Von Polizei erschossener Jugendlicher: Unabhängige Untersuchung gefordert

Über 60 Forschende verlangen die unabhängige Aufarbeitung des Todes von Mouhamed D. Ein Polizist erschoss den Jugendlichen in Dortmund.

Blumen und Kerzen

Trauer um den 16-Jährigen in Dortmund Foto: Gregor Bauernfeind/dpa

BERLIN taz | Nach dem Tod des von einem Polizisten erschossenen Mouhamed D. in Dortmund fordern mehrere Wis­sen­schaft­le­r:in­nen eine unabhängige Untersuchungskommission im Landtag von Nordrhein-Westfalen. „Wir haben die Befürchtung, dass bei dem Polizeieinsatz unprofessionell und unverhältnismäßig gehandelt wurde“, sagte Claus Melter, Professor für Soziale Arbeit an der Fachhochschule Bielefeld, der taz.

Zusammen mit dem Verein „Entschieden gegen Rassismus und Diskriminierung“ startete Melter am Freitag eine Online-Petition, die von mehr als 60 Wis­sen­schaft­le­r:in­nen aus ganz Deutschland erstunterzeichnet wurde.
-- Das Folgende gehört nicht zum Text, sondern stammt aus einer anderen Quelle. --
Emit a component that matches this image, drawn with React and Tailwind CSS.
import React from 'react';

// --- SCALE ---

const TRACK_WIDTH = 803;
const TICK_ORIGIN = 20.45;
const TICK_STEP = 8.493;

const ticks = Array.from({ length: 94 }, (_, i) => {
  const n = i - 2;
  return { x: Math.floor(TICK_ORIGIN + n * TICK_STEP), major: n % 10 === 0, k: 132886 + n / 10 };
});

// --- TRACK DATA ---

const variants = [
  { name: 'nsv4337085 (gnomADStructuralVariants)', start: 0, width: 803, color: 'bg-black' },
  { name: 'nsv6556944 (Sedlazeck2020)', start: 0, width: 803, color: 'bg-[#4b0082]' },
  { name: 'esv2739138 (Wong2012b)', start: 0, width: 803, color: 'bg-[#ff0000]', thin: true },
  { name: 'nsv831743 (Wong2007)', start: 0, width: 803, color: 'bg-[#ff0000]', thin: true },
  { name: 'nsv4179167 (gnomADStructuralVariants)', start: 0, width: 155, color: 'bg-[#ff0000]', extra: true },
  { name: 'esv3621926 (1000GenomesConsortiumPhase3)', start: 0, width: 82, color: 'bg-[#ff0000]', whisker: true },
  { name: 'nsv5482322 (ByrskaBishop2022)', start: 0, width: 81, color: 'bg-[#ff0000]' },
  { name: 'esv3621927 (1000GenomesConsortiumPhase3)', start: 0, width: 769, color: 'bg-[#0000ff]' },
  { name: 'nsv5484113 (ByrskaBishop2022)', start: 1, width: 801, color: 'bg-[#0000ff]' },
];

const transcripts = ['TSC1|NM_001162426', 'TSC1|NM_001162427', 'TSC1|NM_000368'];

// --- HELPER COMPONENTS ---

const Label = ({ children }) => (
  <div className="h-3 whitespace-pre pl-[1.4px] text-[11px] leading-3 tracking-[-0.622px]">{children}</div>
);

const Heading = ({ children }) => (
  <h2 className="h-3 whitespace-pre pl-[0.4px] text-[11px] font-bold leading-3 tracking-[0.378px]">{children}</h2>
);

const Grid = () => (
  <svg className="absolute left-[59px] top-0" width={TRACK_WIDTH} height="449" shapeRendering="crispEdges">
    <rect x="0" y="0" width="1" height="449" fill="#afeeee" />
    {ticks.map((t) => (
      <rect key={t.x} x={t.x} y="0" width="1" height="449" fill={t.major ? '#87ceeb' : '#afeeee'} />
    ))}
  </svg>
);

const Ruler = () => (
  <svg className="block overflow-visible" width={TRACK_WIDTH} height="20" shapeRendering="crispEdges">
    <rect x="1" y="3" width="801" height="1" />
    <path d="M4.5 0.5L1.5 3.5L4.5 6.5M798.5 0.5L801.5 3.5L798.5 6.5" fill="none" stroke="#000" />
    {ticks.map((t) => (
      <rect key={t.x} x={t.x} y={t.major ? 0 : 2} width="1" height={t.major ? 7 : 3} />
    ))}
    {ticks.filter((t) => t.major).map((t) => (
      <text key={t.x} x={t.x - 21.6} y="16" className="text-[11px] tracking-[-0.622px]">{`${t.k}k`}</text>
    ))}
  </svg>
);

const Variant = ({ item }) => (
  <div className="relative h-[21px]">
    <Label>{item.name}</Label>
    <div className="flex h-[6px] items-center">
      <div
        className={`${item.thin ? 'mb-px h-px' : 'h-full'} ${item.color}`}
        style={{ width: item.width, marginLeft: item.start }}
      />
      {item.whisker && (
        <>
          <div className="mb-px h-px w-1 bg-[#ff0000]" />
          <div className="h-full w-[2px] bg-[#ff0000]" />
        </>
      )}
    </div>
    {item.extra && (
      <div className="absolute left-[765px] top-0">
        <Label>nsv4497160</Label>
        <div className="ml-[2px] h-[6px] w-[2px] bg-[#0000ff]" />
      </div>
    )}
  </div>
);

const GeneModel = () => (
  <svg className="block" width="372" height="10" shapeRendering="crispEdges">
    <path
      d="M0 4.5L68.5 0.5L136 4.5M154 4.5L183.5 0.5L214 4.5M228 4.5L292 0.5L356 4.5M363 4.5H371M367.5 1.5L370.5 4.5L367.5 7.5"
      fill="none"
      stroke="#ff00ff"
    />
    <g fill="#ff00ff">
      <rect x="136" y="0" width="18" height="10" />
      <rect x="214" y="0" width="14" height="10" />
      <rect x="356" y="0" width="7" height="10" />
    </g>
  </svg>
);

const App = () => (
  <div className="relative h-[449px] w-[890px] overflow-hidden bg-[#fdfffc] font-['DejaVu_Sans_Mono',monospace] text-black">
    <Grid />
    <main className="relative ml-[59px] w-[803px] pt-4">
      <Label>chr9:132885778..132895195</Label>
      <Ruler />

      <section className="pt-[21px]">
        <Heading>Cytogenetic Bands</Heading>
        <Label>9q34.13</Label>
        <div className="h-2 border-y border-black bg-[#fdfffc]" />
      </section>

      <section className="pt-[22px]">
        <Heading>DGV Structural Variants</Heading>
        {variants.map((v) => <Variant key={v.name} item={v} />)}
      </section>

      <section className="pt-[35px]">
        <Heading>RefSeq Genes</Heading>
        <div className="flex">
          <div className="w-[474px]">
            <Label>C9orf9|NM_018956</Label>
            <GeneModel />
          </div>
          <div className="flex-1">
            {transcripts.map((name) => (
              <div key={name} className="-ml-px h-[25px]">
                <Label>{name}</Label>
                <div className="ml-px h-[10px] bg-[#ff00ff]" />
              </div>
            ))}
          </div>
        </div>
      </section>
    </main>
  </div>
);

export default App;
Bei Redaktionsschluss am Montagnachmittag zählte die Petition mehr als 15.000 Unterschriften.

Am Montag vor einer Woche hatte ein Polizist den 16-jährigen Mouhamed D. aus dem Senegal im Innenhof einer Dortmunder Jugendeinrichtung mit fünf Schüssen aus einer Maschinenpistole getötet. Nach Angaben der Polizei hatte der Jugendliche die Be­am­t:in­nen mit einem Messer attackiert.

In den Tagen zuvor hatte Mouhamed D. mehrmals Suizidgedanken geäußert und war auf eigenen Wunsch in einer psychiatrischen Klinik. Der Betreuer der Wohngruppe, in der Mouhamed D. zuletzt lebte, hatte schon während des Notrufs eine mögliche Suizidgefahr angesprochen. „Wir sind empört darüber, dass eine suizidgefährdete Person nach einem Notruf auf elf Po­li­zis­t:in­nen trifft. Warum war keine psychische Betreuung vor Ort?“, sagte Melter.

Die Grünen halten sich bedeckt

CDU-Innenminister Herbert Reul hatte das Vorgehen der Polizei vergangene Woche öffentlich verteidigt. Die Grünen, Koalitionspartner der CDU, wichen Nachfragen der taz zu der geforderten Untersuchungskommission aus. Stattdessen teilte die Pressestelle mit, „die Aufklärung des konkreten Falls durch die zuständigen Stellen“ sei wichtig, und verwies auf die Pläne aus dem Koalitionsvertrag, die Position eines unabhängigen Polizeibeauftragten zu schaffen.

Gegen den Beamten, der geschossen hat, besteht der Verdacht auf Körperverletzung mit Todesfolge. Bislang war noch unklar, ob die Bodycams der eingesetzten Po­li­zis­t:in­nen eingeschaltet waren. Wie der Kölner Stadt-Anzeiger am Montagnachmittag berichtete, war dies wohl nicht der Fall.

Bei Ermittlungen in den eigenen Reihen ist es in Nordrhein-Westfalen Vorschrift, dass eine andere Polizeibehörde eingeschaltet wird. Im Auftrag der Staatsanwaltschaft ermittelt die Polizei Recklinghausen. Die Dortmunder Polizei ermittelt gleichzeitig gegen ihre Recklinghäuser Kolleg:innen, da dort Anfang August ebenfalls ein Mann nach einem Polizeieinsatz ums Leben kam. In der Petition wird eine Erhebung des Statistischen Bundesamts aus dem Jahr 2020 aufgeführt. Demnach landeten bei 4.565 Ermittlungsverfahren gegen Polizeibedienstete genau 70 vor Gericht.

Eigentlich hätte Mouhamed D., der unbegleitet nach Deutschland gekommen war, am Montagvormittag in Dortmund beigesetzt werden sollen. Kurz vorher wurde die Beerdigung abgesagt, da die senegalesische Botschaft Verwandte des Waisen im Senegal ausfindig machen konnte. Sie hätten den Wunsch geäußert, Mouhamed D. im Senegal beizusetzen.